In their 29 years working at UTEP together, besides being professors, the Bauers also invite artists to be featured on campus for students and the community.
“We share ideas, talk about assignments that were given and how they might benefit other areas within the department, we really enjoy our job,” Kim said.
In 2016, the couple held a joint exhibition at El Paso Museum of Art called “Process and Poetry: The Graphics of Kim and Therese Bauer.” Besides giving each other some feedback, both consider giving each other space while making their art as part of a good relationship
“I don’t feel like either of us have huge egos about our work,” Terri said. “We’re both just making it for ourselves in a way, what it means to us personally, and that’s what’s important.”
The hobbies and activities the couple enjoys most are visiting contemporary museums, from science to history, and going outdoors to lakes and rock climbing. Kim and Terri do not celebrate Valentine’s Day often, due to their busy schedules during the semester, but they celebrate their anniversary in June.

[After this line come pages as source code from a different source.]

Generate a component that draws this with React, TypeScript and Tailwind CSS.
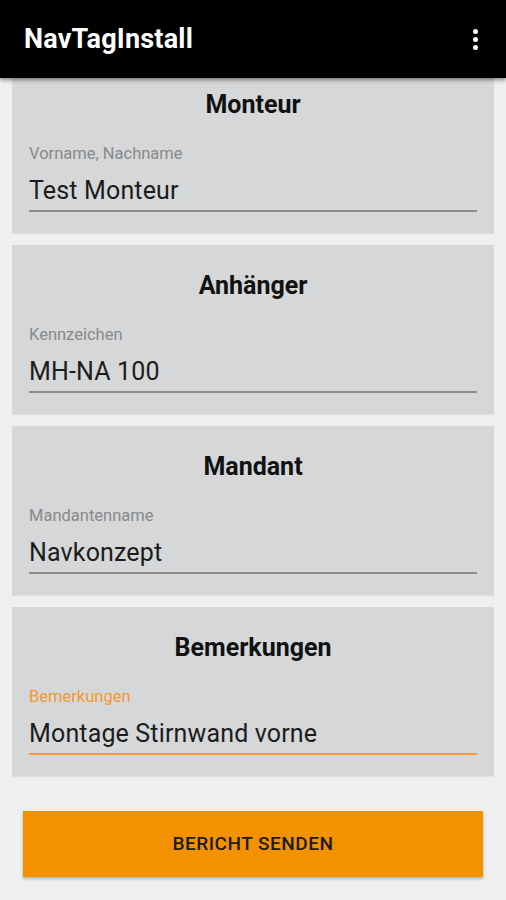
import React from "react";

const cards = [
  { title: "Monteur", label: "Vorname, Nachname", value: "Test Monteur", active: false },
  { title: "Anhänger", label: "Kennzeichen", value: "MH-NA 100", active: false },
  { title: "Mandant", label: "Mandantenname", value: "Navkonzept", active: false },
  { title: "Bemerkungen", label: "Bemerkungen", value: "Montage Stirnwand vorne", active: true },
];

export default function App() {
  return (
    <div
      className="w-[506px] h-[900px] overflow-hidden bg-[#eeefef] flex flex-col"
      style={{ fontFamily: "Roboto, 'Liberation Sans', sans-serif" }}
    >
      <div className="relative z-10 h-[78px] shrink-0 bg-black flex items-center justify-between pl-[24px] pr-[28px] shadow-[0_2px_4px_rgba(0,0,0,0.45)]">
        <span className="text-white text-[27px] font-bold tracking-[0.2px]">NavTagInstall</span>
        <div className="flex flex-col gap-[3px] items-center">
          <span className="w-[5px] h-[5px] rounded-full bg-white" />
          <span className="w-[5px] h-[5px] rounded-full bg-white" />
          <span className="w-[5px] h-[5px] rounded-full bg-white" />
        </div>
      </div>
      <div className="-mt-[14px] flex flex-col gap-[12px] px-[12px]">
        {cards.map((c) => (
          <div key={c.title} className="bg-[#d5d7d8] h-[169px] px-[17px] pt-[29px] flex flex-col shadow-[0_1px_1px_rgba(0,0,0,0.06)]">
            <div className="text-center text-[25px] leading-[24px] font-bold text-[#111]">{c.title}</div>
            <div
              className={`mt-[28px] text-[16.5px] leading-[18px] ${c.active ? "text-[#f39a2e]" : "text-[#888a8b]"}`}
            >
              {c.label}
            </div>
            <div className="mt-[14px] text-[25px] leading-[28px] text-[#1c1c1c] tracking-[0.15px]">{c.value}</div>
            <div className={`mt-[5px] h-[2px] ${c.active ? "bg-[#f39a3a]" : "bg-[#8a8c8d]"}`} />
          </div>
        ))}
      </div>
      <div className="mt-[35px] mx-[23px] h-[66px] bg-[#f39200] flex items-center justify-center shadow-[0_2px_3px_rgba(0,0,0,0.25)]">
        <span className="text-[19px] font-medium text-[#1a1a1a] tracking-[0.5px]">BERICHT SENDEN</span>
      </div>
    </div>
  );
}
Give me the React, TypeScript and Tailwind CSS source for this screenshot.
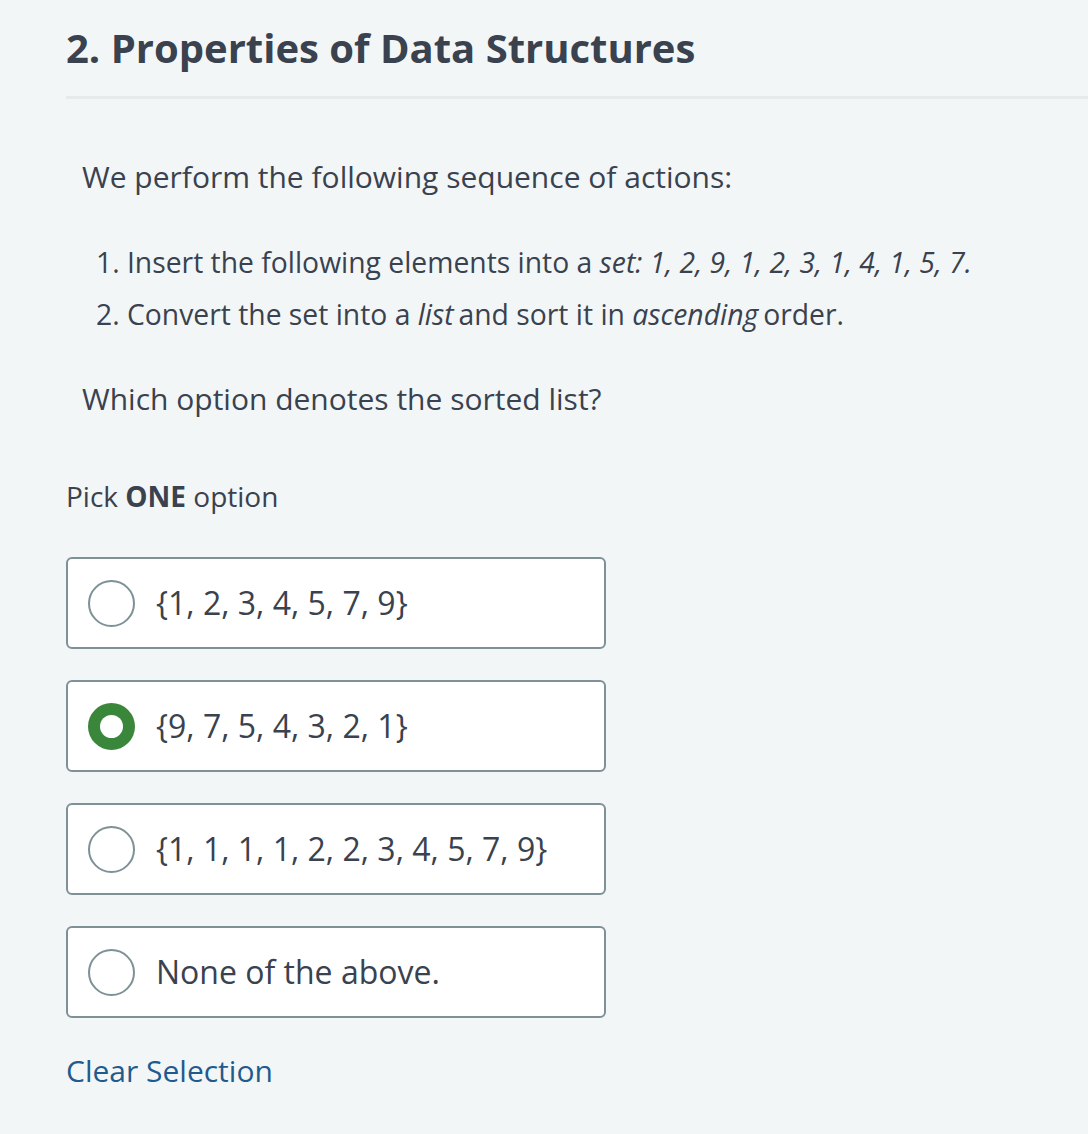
const options = [
  { label: '{1, 2, 3, 4, 5, 7, 9}', selected: false },
  { label: '{9, 7, 5, 4, 3, 2, 1}', selected: true },
  { label: '{1, 1, 1, 1, 2, 2, 3, 4, 5, 7, 9}', selected: false },
  { label: 'None of the above.', selected: false },
]

function Radio({ selected }: { selected: boolean }) {
  return selected ? (
    <span className="h-[47px] w-[47px] shrink-0 rounded-full bg-[#3a873c] flex items-center justify-center">
      <span className="h-[23px] w-[23px] rounded-full bg-white" />
    </span>
  ) : (
    <span className="h-[47px] w-[47px] shrink-0 rounded-full border-2 border-[#7d9196] bg-white" />
  )
}

export default function App() {
  return (
    <div
      className="min-h-screen bg-[#f3f6f7] pl-[66px] pt-[23px] text-[#39424e]"
      style={{ fontFamily: '"Open Sans", "Noto Sans", sans-serif' }}
    >
      <h1 className="text-[40px] leading-[50px] font-bold">
        2. Properties of Data Structures
      </h1>
      <div className="mt-[23px] h-[3px] bg-[#e6eaeb]" />

      <div className="pl-4 mt-[58px]">
        <p className="text-[30px] leading-[40px]">
          We perform the following sequence of actions:
        </p>
        <ol className="mt-[39px] pl-[14px] text-[28.3px] leading-[52px]">
          <li>
            1. Insert the following elements into a{' '}
            <em>set: 1, 2, 9, 1, 2, 3, 1, 4, 1, 5, 7.</em>
          </li>
          <li>
            2. Convert the set into a <em>list</em>
            <span className="ml-[5px]">and sort it in </span>
            <em>ascending</em>
            <span className="ml-[5px]">order.</span>
          </li>
        </ol>
        <p className="mt-[39px] text-[30px] leading-[40px]">
          Which option denotes the sorted list?
        </p>
      </div>

      <p className="mt-[57px] text-[28px] leading-[40px]">
        Pick <span className="font-bold">ONE</span> option
      </p>

      <div className="mt-[41px] flex flex-col gap-[31px] w-[540px]">
        {options.map((o) => (
          <div
            key={o.label}
            className="h-[92px] rounded-[6px] border-2 border-[#7d9196] bg-white flex items-center pl-[20px] gap-[21px]"
          >
            <Radio selected={o.selected} />
            <span className="text-[32px] leading-[40px]">{o.label}</span>
          </div>
        ))}
      </div>

      <p className="mt-[33px] pb-10 text-[30px] leading-[40px] text-[#1f5b8e]">
        Clear Selection
      </p>
    </div>
  )
}
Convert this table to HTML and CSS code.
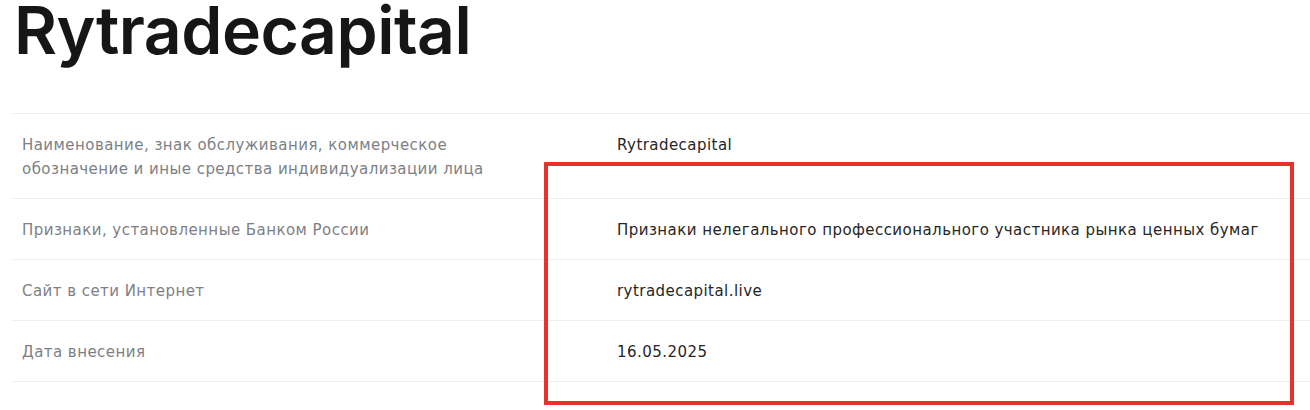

Terri says it’s always very low-key.
“Yeah, we don’t go out to eat, we make something at home,” Kim said. “Terri likes pasta, so I make pastas.”
As a couple who share similar professions and the same work environment, they consider what makes their relationship strong is to be genuine with each other and always value their time and their long-term relationship.
“Sometimes you need your space and sometimes you need to cuddle,” Kim said. “It’s going to be like the stock market, it goes up and down, up and down.”
Terri says that no mater what the day brings, to always be kind to each other.
“You just look at the bigger picture and realize it’s just a little blip, you know, and all that time together,” Terri said.
Even if they don’t like to give out a lot of advice to others, because they consider that each couple has a different chemistry and their own way work, they believe being unselfish is the most important value in their relationship.
“He always puts me first and I don’t know if I am that way with him,” Terri said.
“I think you are,” said Kim.
Terri said that what’s important to remember is that when you are in a relationship, you can’t always have thing your way.
“If I was going to give advice to somebody, remember you’re in a relationship, be like Kim, and hug the other person first,” she said.